Vacca
L'Ultimo Tango 2015 - Rap, Reggae, Hip-Hop

L'Ultimo Tango
15/10/2015 - 10:00 Scritto da Stefano Pistore

Ballando con la testa altrove

"L'ultimo tango" è un disco realizzato da chi sentiva il bisogno di chiarire alcune questioni lasciate in sospeso ma ormai lontane dalla quotidianità, e quindi trattate con parziale distacco. 
Il discorso è semplice. Come dichiarato a più riprese dallo stesso Vacca questo è l'ultimo lavoro che il rapper di Quarto Oggiaro ha deciso di presentare in lingua italiana. L'ultima traccia è tutta in patois e verosimilmente sarà questo un tipo di strada percorribile in futuro (il riferimento è musicale). A ben vedere già in "Pazienza", il quinto album, c'era quel ritornello in "Mi No Born Rich" che lasciava intuire qualcosa, e dopotutto c'è gente che neanche un paio di mesi all'estero e subito finge di non ricordarsi il nome di quella o quell'altra cosa, sembra quindi normale dopo tanti anni che Vacca abbia la voglia (e la sicurezza) di confrontarsi, anche in campo artistico, con una lingua diversa da quella madre.
Questa necessità di cambiare pagina è percepibile in gran parte del disco, è un bisogno davvero forte che in "Trust No One" si materializza nelle nostre orecchie ma che come un'ombra è presente in tutte le tracce dell'album. Questa esigenza è però anche un problema, o meglio è il problema. È talmente ingombrante la voglia di cambiamento che in alcuni episodi i brani di "L'ultimo tango" sembrano stati realizzati pensando ad altro, pensando a quello che potrebbe essere il futuro, a quello che quel brano potrebbe essere in futuro e invece per ora è solo un'altra cosa.
Il risultato è che l'album presenta degli alti e dei bassi abbastanza chiari ed alcuni brani non soddisfano le intenzioni di partenza sembrando più dei riempitivi. Così per "Manchi solo tu" (brano dalle nobili intenzioni ma sviluppato in maniera davvero troppo povera, la stessa produzione musicale stona leggermente con il sound dell'intero disco), così per "Ancora qua" che ripete concetti già inclusi in "L'ultimo tango" e in "Trendsetter", così per "Jordan" ed "Aka" dove a ribadire che la testa di Vacca fosse altrove sono proprio Cali Egreen che collezionano (rispettivamente nel primo e nel secondo brano) strofe troppo più incisive rispetto a quelle del padrone di casa.
Pazienza! È proprio il caso di dirlo. Un mezzo passo falso può capitare a chiunque, soprattutto dopo tanti anni al centro della scena e dopo la pubblicazione di quello che insieme a "Vh" per me è il più bel lavoro del rapper sardo. Tanto vale considerarlo un disco di passaggio adatto per fare da ponte fra un vecchio e un nuovo mondo.

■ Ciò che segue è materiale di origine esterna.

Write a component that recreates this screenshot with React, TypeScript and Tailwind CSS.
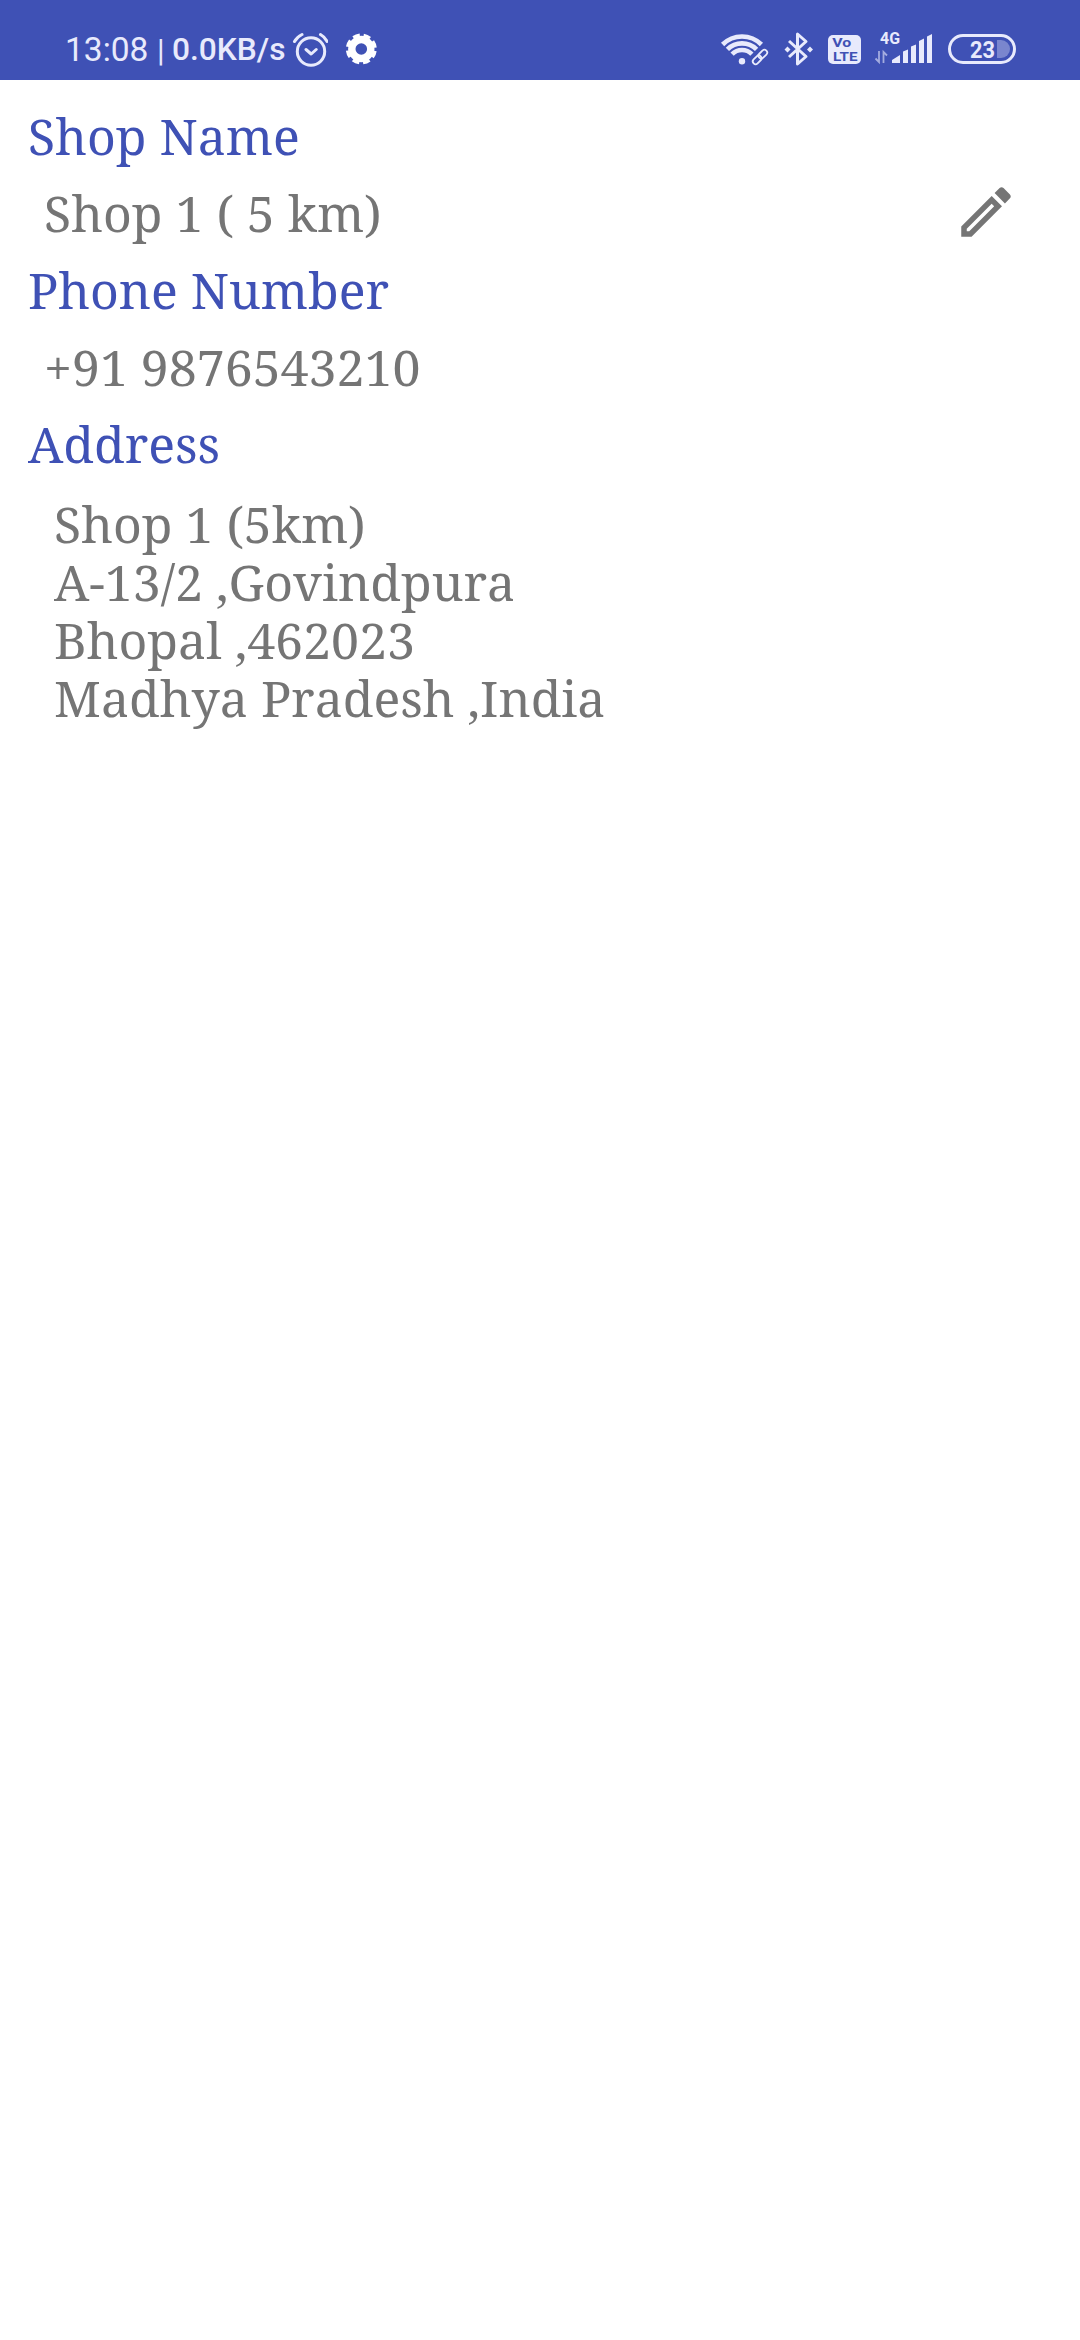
import React from "react";

function StatusBar() {
  return (
    <header className="flex h-20 w-full items-start bg-[#3f51b5] font-['Roboto',sans-serif] text-[#e8eafc]">
      <div className="flex h-20 w-[312px] shrink-0 items-start pl-[65px]">
        <span className="mt-[30px] w-[92px] whitespace-nowrap text-[33.500px] leading-10">13:08</span>
        <span className="mt-[31px] w-[15px] whitespace-nowrap text-[31px] leading-10">|</span>
        <span className="mt-[30px] whitespace-nowrap text-[31.700px] font-medium leading-10">0.0KB/s</span>
      </div>
      <svg className="-ml-[20px] mt-[31px] h-9 w-9 shrink-0" viewBox="292 31 36 36" fill="none" stroke="currentColor" strokeWidth="3" strokeLinecap="round" strokeLinejoin="round">
        <circle cx="311" cy="51.500" r="13.700" />
        <path d="M306 49.500l5.200 4.500 5-4.500M294.500 41.500Q297 37 302 34.500M320.500 34.500Q325 37 327 41.500" />
      </svg>
      <svg className="ml-[17px] mt-[33px] h-8 w-8 shrink-0" viewBox="345 33 32 32" fill="none" stroke="#ffffff">
        <circle cx="361.300" cy="49" r="9.500" strokeWidth="7.400" />
        <circle cx="361.300" cy="49" r="13.200" strokeWidth="4.600" strokeDasharray="6.600 3.767" strokeDashoffset="-1.880" />
      </svg>
      <svg className="ml-auto mr-[60px] mt-5 h-[60px] w-[310px] shrink-0" viewBox="710 20 310 60" fill="none" stroke="currentColor">
        <g strokeWidth="4.600">
          <path d="M722.600 44.500a27.500 27.500 0 0 1 38.800 0" />
          <path d="M727.400 49.400a20.700 20.700 0 0 1 29.200 0" />
          <path d="M732.100 54.100a14 14 0 0 1 19.800 0" />
          <circle cx="742" cy="61.200" r="3.200" fill="currentColor" stroke="none" />
        </g>
        <g strokeWidth="1.800" transform="rotate(-45 760 57)">
          <rect x="751" y="54.200" width="10" height="5.600" rx="2.800" />
          <rect x="759" y="54.200" width="10" height="5.600" rx="2.800" />
        </g>
        <path d="M789 41l17 15.500-8.500 7.500V34l8.500 7.500L789 57" strokeWidth="3" strokeLinejoin="round" />
        <path d="M787.500 46.500l3 3-3 3-3-3zM810 46.500l3 3-3 3-3-3z" fill="currentColor" stroke="none" />
        <rect x="828" y="35" width="33" height="29" rx="5" fill="currentColor" stroke="none" />
        <g stroke="none" fontFamily="Roboto, sans-serif" fontWeight="700">
          <text x="832.300" y="47.300" fontSize="13" fill="#3f51b5" textLength="19" lengthAdjust="spacingAndGlyphs">Vo</text>
          <text x="833" y="60.800" fontSize="13" fill="#3f51b5" textLength="24.500" lengthAdjust="spacingAndGlyphs">LTE</text>
          <text x="880" y="44" fontSize="16" fill="currentColor" textLength="20" lengthAdjust="spacingAndGlyphs">4G</text>
          <text x="970" y="58" fontSize="24" fill="currentColor" textLength="25" lengthAdjust="spacingAndGlyphs">23</text>
        </g>
        <path d="M879 51v11l-3.500-3.500M883.500 63V52l3.500 3.500" strokeWidth="1.800" opacity=".6" />
        <path d="M892 63v-3l8-5v8zM903 63V51.500l5-2V63zM911 63V46.500l5-2V63zM919 63V41l5-2.500V63zM927 63V36.500l5-2.500V63z" fill="currentColor" stroke="none" />
        <rect x="949.500" y="35.500" width="65" height="27" rx="13.500" strokeWidth="3" />
        <path d="M997 40h4a9 9 0 0 1 0 18h-4z" fill="currentColor" stroke="none" opacity=".35" />
      </svg>
    </header>
  );
}

function Label({ children }: { children: React.ReactNode }) {
  return <h2 className="h-[77px] whitespace-nowrap pl-7 leading-[77px] text-[#3f51b5]">{children}</h2>;
}

export default function App() {
  return (
    <div className="min-h-[2340px] w-[1080px] bg-white">
      <StatusBar />
      <main className="pt-[18px] font-['Noto_Serif','Droid_Serif',serif] text-[50px] text-[#757575] [font-kerning:none]">
        <Label>Shop Name</Label>
        <div className="flex h-[77px] items-center justify-between pl-11 pr-[61px] leading-[77px]">
          <span>Shop 1 ( 5 km)</span>
          <svg className="-mt-[3px] h-[66px] w-[66px]" viewBox="0 0 24 24" fill="currentColor">
            <path d="M14.060 9.020l.92.92L5.920 19H5v-.92l9.060-9.060M17.660 3c-.25 0-.51.1-.7.290l-1.830 1.830 3.750 3.750 1.830-1.830c.39-.39.39-1.020 0-1.410l-2.340-2.340c-.2-.2-.45-.29-.71-.29zm-3.600 3.190L3 17.250V21h3.750L17.810 9.940l-3.750-3.750z" />
          </svg>
        </div>
        <Label>Phone Number</Label>
        <p className="h-[77px] pl-11 leading-[77px]">+91 9876543210</p>
        <Label>Address</Label>
        <address className="pl-[54px] pt-3 not-italic leading-[58px]">
          <p>Shop 1 (5km)</p>
          <p>A-13/2 ,Govindpura</p>
          <p>Bhopal ,462023</p>
          <p>Madhya Pradesh ,India</p>
        </address>
      </main>
    </div>
  );
}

Non mancano ovviamente gli aspetti positivi.
Come sempre a Vacca va riconosciuto il grande pregio di lasciare spazio a giovani talenti che grazie a lui hanno la possibilità di godere di una visibilità molto più ampia rispetto a quella ordinaria. Penso a David Hoover, a Paskaman, A&R ma anche allo stesso Cali che grazie alla strofa in "Jordan" avrà la possibilità di arrivare anche a persone fuori dal tradizionale circuito del rap italiano. 
Allo stesso modo va riconosciuta (anche in "L'ultimo tango") l'indubbia versatilità a cui Vacca ha abituato il suo pubblico dal giorno uno della sua carriera. Anche in questo caso si spazia senza alcun problema e con ottimi risultati dalla durezza di "Non un passo indietro" e "L'ultimo tango" a brani da classifica come "Il ragazzo coi dread" o "Abc", passando per la ballad "Sangue del mio sangue".
Un'ultima cosa che colpisce del disco è il suo lato malinconico. Come tutti i capitoli che si chiudono anche questo si porta dietro tanti ricordi e tante riflessioni, cosa che all'ascoltatore attento non passerà inosservata. Il brano che riassume meglio di altri questa condizione è "Fine di un sogno". C'è come un filo immaginario che lega questa traccia ad altre vecchie tracce di Vacca come "Sogni" ("Sporco") o "Mille problemi" ("Faccio quello che voglio"), e proprio ripercorrendo questo filo si raggiunge la consapevolezza. C'è la presa di coscienza di alcune verità, della necessità di vedere il grigio, della necessità di dover bilanciare il peso dei sogni e dei propri desideri con la forza della realtà di tutti i giorni. È un brano amaro ma è l'epica dell'uomo.